In his penultimate flub, Huckabee took direct aim at FFRF and missed, “This is absurd, we are a nation that has freedom of religion, not freedom from religion.”
One does not exist without the other. Without the freedom to dissent, without the right to be free from all religion, freedom of religion is a mirage. And the best guarantee for freedom of religion is a government that is free from religion.
The Supreme Court explicitly rejected the idea that the Constitution only prohibits the government from preferring one sect over another: “This court has rejected unequivocally the contention that the Establishment Clause forbids only governmental preference of one religion over another.” The best expression of this came 30-odd years ago. In 1985, the Supreme Court wrote: “[W]hen the underlying principle has been examined in the crucible of litigation, the court has unambiguously concluded that the individual freedom of conscience protected by the First Amendment embraces the right to select any religious faith or none at all.”
“They just can’t stand the fact that there are some people who believe in God.”

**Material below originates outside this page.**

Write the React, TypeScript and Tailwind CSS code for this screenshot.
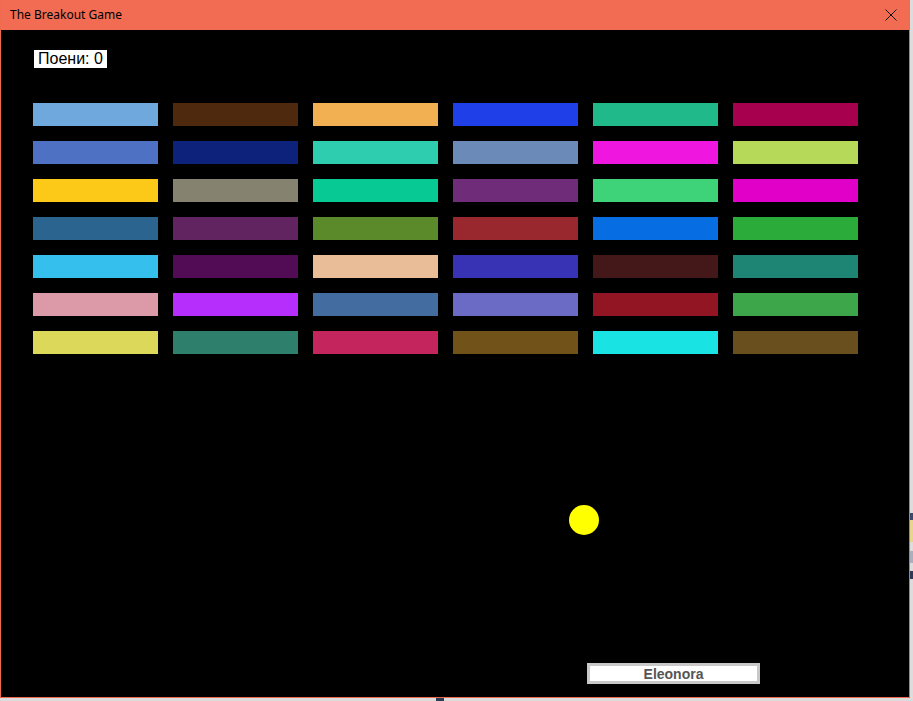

This trope is meant to paint FFRF’s fight to uphold a hallowed constitutional principle — state-church separation — as the persecution of Christians. It’s hard to know whether Huckabee is deliberately misreading the lawsuit and decision, or if this is a product of a hypersensitive persecution complex. Either way, it’s wrong.
We don’t care that Huckabee believes in god. We care that he is using our government to support his belief in a personal god. It’s not about the belief — it’s about using the government to promote that belief. That’s what FFRF is fighting. No amount of Huckabee’s bloviating will stop us.